* START DATA IN THIS EXERCISE *
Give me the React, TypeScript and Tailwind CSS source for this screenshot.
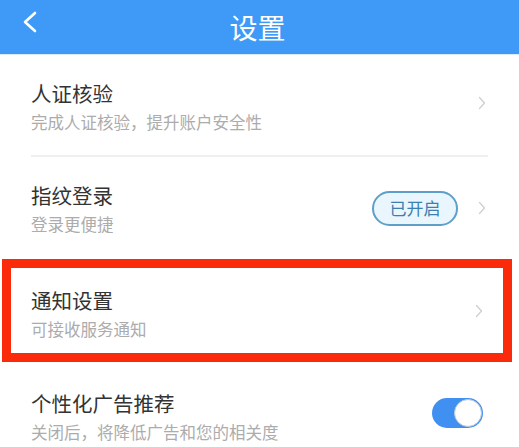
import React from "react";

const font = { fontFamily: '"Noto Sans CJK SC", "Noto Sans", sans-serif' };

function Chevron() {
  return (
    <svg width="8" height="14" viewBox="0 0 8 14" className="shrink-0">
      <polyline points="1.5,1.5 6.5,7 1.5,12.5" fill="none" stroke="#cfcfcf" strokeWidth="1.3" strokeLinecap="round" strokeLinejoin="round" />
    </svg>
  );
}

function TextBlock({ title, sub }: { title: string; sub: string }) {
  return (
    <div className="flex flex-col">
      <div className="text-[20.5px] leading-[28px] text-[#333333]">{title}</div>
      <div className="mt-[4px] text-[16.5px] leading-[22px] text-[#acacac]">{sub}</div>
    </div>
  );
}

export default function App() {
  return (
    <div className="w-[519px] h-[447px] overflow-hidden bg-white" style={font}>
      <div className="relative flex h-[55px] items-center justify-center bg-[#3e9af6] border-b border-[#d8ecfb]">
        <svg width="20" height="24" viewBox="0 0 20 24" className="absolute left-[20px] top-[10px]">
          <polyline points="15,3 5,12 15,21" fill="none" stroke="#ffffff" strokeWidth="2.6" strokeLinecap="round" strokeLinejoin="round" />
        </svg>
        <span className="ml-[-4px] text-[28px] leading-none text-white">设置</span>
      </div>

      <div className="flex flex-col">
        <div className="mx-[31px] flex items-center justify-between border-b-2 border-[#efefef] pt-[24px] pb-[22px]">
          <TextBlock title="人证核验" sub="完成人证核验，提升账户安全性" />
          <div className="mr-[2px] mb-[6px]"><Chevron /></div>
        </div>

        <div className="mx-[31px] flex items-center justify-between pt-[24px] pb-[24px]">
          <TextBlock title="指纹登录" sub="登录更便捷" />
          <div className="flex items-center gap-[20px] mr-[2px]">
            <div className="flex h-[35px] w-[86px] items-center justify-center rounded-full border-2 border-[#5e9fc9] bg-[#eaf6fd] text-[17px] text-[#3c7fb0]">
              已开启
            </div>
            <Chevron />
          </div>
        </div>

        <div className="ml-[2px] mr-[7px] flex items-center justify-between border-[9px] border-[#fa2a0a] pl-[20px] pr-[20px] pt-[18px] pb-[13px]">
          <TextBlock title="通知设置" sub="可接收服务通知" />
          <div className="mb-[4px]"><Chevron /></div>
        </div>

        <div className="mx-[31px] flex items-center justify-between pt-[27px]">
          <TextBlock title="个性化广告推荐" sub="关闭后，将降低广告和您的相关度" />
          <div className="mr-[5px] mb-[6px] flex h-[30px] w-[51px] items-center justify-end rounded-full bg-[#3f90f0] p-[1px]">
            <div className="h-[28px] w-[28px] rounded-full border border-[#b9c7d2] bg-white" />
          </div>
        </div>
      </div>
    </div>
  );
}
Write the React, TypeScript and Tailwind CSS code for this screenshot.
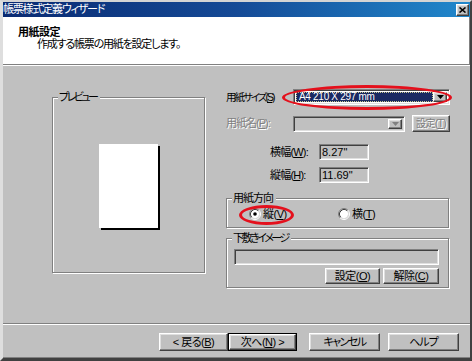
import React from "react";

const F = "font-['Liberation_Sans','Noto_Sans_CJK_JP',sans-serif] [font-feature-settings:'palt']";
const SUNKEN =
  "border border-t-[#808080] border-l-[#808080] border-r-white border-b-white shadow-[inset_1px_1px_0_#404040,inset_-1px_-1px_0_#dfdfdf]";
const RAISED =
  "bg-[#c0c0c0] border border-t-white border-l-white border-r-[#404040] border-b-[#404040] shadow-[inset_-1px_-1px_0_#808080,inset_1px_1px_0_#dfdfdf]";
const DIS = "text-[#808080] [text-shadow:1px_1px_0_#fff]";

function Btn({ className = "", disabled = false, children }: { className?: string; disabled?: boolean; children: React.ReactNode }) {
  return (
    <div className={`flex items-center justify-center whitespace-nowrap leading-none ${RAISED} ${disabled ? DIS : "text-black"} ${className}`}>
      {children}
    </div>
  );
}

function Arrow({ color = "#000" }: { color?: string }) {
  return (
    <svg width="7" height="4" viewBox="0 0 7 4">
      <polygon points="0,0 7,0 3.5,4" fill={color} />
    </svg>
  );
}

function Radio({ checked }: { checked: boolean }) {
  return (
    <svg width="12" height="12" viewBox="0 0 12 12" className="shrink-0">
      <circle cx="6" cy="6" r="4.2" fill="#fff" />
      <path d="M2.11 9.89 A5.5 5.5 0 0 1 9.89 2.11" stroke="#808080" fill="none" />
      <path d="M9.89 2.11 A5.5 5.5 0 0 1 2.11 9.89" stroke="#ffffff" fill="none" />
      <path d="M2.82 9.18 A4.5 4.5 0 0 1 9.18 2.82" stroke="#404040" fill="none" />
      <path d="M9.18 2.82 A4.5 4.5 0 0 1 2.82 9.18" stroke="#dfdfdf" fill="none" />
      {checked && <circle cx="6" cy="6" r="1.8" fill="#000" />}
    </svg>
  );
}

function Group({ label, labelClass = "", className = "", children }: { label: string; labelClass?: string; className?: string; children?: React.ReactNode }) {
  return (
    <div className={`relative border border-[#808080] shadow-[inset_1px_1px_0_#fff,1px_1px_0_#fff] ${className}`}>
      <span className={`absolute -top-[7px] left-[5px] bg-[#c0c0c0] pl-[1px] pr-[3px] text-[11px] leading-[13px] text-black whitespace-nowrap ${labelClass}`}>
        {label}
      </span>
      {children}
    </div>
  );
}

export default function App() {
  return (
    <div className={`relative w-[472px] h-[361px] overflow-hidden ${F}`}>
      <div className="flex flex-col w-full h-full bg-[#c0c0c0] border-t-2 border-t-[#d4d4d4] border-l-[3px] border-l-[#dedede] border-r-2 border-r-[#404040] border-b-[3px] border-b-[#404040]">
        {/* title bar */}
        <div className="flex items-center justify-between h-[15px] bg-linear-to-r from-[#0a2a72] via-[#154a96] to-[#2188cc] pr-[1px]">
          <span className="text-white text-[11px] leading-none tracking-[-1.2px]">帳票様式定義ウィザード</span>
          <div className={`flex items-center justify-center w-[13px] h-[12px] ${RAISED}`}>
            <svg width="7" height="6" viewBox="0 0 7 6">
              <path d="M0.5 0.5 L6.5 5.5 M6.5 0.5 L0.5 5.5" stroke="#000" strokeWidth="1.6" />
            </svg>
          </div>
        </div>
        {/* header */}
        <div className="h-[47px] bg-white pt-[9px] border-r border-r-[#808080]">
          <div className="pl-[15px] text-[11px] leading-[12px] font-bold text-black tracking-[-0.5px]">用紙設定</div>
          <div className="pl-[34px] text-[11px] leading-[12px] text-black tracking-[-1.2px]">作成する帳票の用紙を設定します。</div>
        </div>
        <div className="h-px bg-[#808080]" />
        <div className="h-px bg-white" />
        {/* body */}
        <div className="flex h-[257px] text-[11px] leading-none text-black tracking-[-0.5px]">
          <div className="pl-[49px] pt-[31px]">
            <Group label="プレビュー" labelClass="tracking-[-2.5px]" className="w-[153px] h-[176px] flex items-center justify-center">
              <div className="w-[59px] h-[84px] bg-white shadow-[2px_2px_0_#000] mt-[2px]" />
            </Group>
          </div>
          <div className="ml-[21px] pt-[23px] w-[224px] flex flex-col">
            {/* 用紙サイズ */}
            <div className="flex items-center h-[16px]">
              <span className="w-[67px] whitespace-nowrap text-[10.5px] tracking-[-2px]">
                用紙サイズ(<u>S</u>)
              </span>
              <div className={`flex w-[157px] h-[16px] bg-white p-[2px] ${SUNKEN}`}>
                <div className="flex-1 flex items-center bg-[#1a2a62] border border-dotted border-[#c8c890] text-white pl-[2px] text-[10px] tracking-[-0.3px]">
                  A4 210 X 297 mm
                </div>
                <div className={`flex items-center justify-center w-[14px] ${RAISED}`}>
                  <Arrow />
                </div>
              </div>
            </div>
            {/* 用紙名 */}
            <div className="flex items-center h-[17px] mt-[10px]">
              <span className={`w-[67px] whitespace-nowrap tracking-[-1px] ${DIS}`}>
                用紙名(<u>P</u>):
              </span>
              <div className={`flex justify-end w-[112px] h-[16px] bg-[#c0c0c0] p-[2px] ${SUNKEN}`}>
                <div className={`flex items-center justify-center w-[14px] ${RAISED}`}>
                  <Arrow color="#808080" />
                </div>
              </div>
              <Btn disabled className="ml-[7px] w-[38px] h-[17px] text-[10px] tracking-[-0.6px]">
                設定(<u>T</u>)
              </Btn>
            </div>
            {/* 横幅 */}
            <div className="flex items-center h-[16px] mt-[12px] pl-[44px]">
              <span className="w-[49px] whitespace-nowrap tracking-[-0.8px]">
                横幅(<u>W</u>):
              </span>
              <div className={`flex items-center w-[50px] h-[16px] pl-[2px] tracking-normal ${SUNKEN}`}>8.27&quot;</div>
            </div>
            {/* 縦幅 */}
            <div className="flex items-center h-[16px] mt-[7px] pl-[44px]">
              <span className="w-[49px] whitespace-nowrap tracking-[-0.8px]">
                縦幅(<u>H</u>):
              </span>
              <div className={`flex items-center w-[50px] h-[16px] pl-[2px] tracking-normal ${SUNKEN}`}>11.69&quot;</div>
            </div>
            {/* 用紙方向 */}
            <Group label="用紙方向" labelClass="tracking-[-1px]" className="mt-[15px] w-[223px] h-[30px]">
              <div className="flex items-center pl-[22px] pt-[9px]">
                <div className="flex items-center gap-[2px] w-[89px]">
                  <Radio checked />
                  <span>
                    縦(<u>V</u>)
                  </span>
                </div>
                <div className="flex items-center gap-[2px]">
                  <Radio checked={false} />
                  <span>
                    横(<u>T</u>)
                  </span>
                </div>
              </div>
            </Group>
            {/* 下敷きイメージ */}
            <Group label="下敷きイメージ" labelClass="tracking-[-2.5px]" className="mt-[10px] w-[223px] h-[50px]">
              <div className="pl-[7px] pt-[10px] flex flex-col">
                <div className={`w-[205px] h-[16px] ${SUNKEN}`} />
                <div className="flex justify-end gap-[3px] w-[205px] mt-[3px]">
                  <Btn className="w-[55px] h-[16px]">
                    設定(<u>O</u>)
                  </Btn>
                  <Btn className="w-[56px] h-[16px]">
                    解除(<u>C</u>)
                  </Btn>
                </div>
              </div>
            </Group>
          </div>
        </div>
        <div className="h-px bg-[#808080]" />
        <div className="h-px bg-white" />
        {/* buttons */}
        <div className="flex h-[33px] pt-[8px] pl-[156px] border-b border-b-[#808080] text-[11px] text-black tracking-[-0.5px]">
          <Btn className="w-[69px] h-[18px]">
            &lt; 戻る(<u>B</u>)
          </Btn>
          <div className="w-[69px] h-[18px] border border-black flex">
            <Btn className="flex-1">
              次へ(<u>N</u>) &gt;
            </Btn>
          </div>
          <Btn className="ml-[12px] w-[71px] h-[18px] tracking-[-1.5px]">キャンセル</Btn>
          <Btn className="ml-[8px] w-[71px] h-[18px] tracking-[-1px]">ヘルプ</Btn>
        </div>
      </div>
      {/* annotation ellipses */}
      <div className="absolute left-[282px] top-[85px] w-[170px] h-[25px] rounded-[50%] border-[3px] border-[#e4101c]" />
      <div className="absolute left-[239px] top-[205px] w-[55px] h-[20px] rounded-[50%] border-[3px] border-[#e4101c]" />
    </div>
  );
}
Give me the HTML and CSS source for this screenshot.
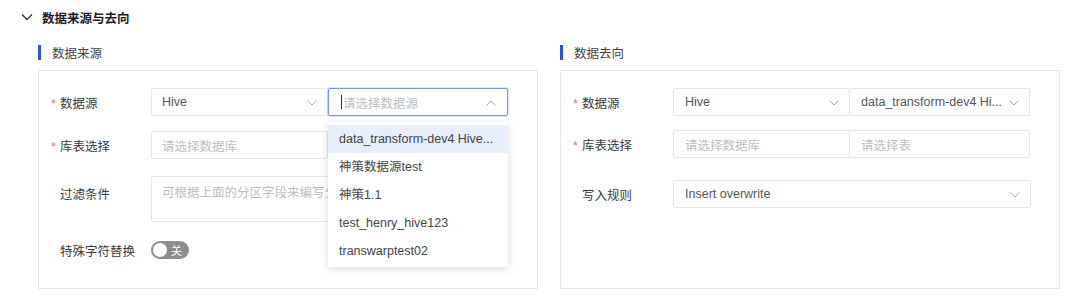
* END DATA IN THIS EXERCISE *
**WRITTEN EXERCISE**
State the number of lines that contain the string "screenshot", with no other words.

**CORRECT ANSWER**
3